You know how you hear people say, “Christianity is a crutch.” You’ll hear them say, “Christianity is the easy way out.” But Christianity is not a crutch and it’s certainly not easy. I would not base my crutch on Christianity, because it’s a very difficult way to live. If I’m going to choose a crutch, that’s not going to be it. It’s a very difficult foundation to stand on, because it’s so easy to judge. It’s so easy to be hypocritical. Christianity is hard, man. It asks us to transform ourselves.

It’s worth the hard work though. It’s worth it. And so I pray about it. I say, “God, I want to understand what you meant when you said, Judge not lest ye be judged.” I want to understand it fully and completely. If we didn’t judge each other, we would be better off. We would live in peace and harmony with one another.

God has heard my prayer and has recently helped me with a word picture that brings some understanding to this problem. See you Saturday.

4 thoughts on “The Problem of Judgment

  1. I am certainly guilty of judging others! It is something I have noticed in the past about myself and I have to constantly remind myself to quit it. Instead, I always tell myself that things aren’t always as they seem. There’s simply no way that any person can gather enough from the surface about a fellow individual that would allow for any judgment to be justified. Even if you see a prostitute, alcoholic, criminal, etc…yes, maybe they are guilty of doing things that appear to be wrong or even sinful but you are still in no place to judge them for it. That is not our place.

  2. Awesome topic Jeremy. I’ve been working on recognizing ego in my life. Judging others & unbalanced ego… I feel they go hand in hand. Thank you!
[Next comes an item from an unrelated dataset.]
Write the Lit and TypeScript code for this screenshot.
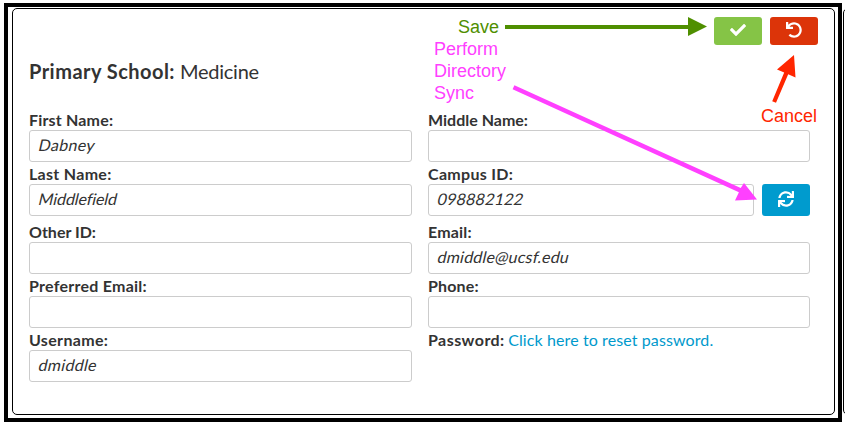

  3. The first thing I did after reading this was to ask God to forgive me for all the judging I’ve been doing. Then, I got to thinking about it. Since I’m a teacher, it’s literally my job to judge. Not only do I have to assess student work and assign grades, but I have to make all kinds of subtle judgments too. Are they doing their own work? Are they giving this their best effort? Did their grandmother really die? (Grandmothers beware: mid-terms and finals are really dangerous times for you.)

    I have to give them A’s, B’s, C’s, and F’s. And with graduate students, I’m one of the people who has to judge whether they have earned the right to put extra letters after their names.

    I’ve always been hyper-aware of the enormity of this job. A good teacher can change the world for her students, by encouraging them and helping them and leading them into a better life. And they take their families and communities into that better life with them, so doing a good job means doing something really important. But it also means judging. All the time, judging!

    Have I figured out how to live with this? I think so. I make all the required judgments of my job with an eye to the big picture – that better life for them. But I resist judging whether they are good people or not. I don’t think I’ve taken God’s place when I give a student a low grade for not even bothering to run a simple spell check. I’ve only judged them for being lazy and not taking themselves seriously, but it’s only for that assignment. It’s not a sweeping judgment on their humanity!

    It’s God’s place to decide the ultimate worth of a human being. It’s God’s place to say, “You are a good person,” or “You are not a good person.” That is never my place, and when I do that (and it surely is natural, I do it all the time), then I confess that sin as soon as I’ve realized it.

    For me, that’s what Our Lord meant when He said, “Judge not.” Before I decide who is good and who is bad, who has sinned and who is forgiven, may I always remember that it’s not my decision to make. And as Jeremy says here, there’s no way I could make a judgment like that without being a total hypocrite. So it’s worth remembering what Jesus might say to me in Judgment Day. “Forewarned is forearmed.” LOL!

  4. It’s good to see people who actually live the teachings of the man they profess to follow. I was raised Episcopalian and grew up in an open-minded and accepting church environment. I’d consider myself agnostic now, mostly because of people doing exactly what you are talking about. ‘Judge not, lest ye be judged’ sounds great, but many people immediately shrug off that idea when it clashes with their personal convictions. I think Jesus had some really great messages and ideas he wanted his followers to keep in mind when preaching, but unfortunately too many so-called Christians seem to forget Jesus’ teachings and embrace those of lesser men in other parts of their holy book. Bravo to you, Jeremy, and bravo to people like you who continually work to make our world a better place for everyone to live in.